Une affection ordinaire que l’on peut porter à quelqu’un ou quelque chose, c’est une affection exclusive, concentrée sur une personne au détriment des autres. Alors que dans le cadre de l’amour bienveillant et la compassion, ils sont illimités par rapport à l’objet qu’ils embrassent, ils ne sont pas exclusifs et incluent tous les êtres. Donc, illimités parce que l’objet n’est pas limité.

L’affection que je porte à quelqu’un est temporaire, elle nait, se développe et disparait, alors que l’amour et la compassion authentiques ne déclinent pas dans le temps, ils sont illimités en termes de durée.

Donc, les quatre sont illimités en termes d’objet et de durée.

Pourquoi pratiquer ces méditations ?

Le développement de ces quatre est si radical qu’il mène au développement de l’esprit d’éveil (la bodhicitta), qui est la force véritable qui nous mène jusqu’à l’éveil. C’est pourquoi dans le grand véhicule enseigné par le Bouddha (le mahayana) les quatre illimités sont présentés comme l’impulsion qui provoque l’émergence du développement de la bodhicitta.

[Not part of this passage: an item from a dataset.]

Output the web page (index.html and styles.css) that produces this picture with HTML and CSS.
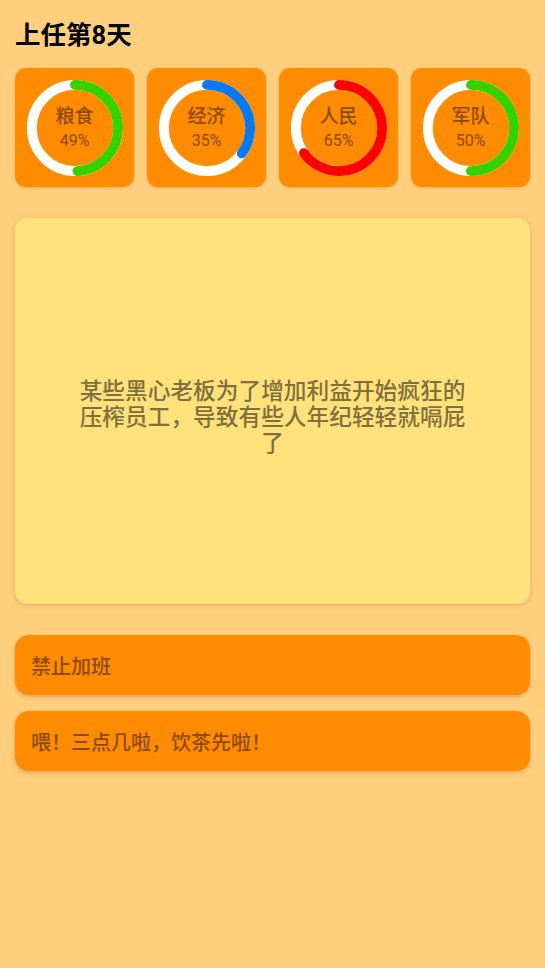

Il y avait des personnes qui, du temps du Bouddha, ne souhaitant pas nécessairement atteindre l’éveil, allaient le voir pour requérir une méthode pour avoir une meilleure vie ou renaitre dans des destinées divines. Le Bouddha les engageait toujours à pratiquer ces méditations des quatre illimités, c’est pourquoi elles sont nommées “les quatre demeures de Brahma”, Brahma signifiant la destinée des sphères pures.

Plus simplement, si quelqu’un venait voir le Bouddha et lui demandait comment faire pour aller au paradis, le Bouddha lui disait de pratiquer les quatre demeures de Brahma.

Si on souhaite développer la compassion et toutes les autres vertus sociales, on connaitra le bonheur dans cette vie, et cela peut nous mener dans des destinées pures, et si on embrasse le chemin du mahayana, cela mène jusqu’à l’éveil.

Il semblerait donc que les Beatles avaient raison, quand ils chantaient “All you need is love” ! (Tout ce dont vous avez besoin est l’amour).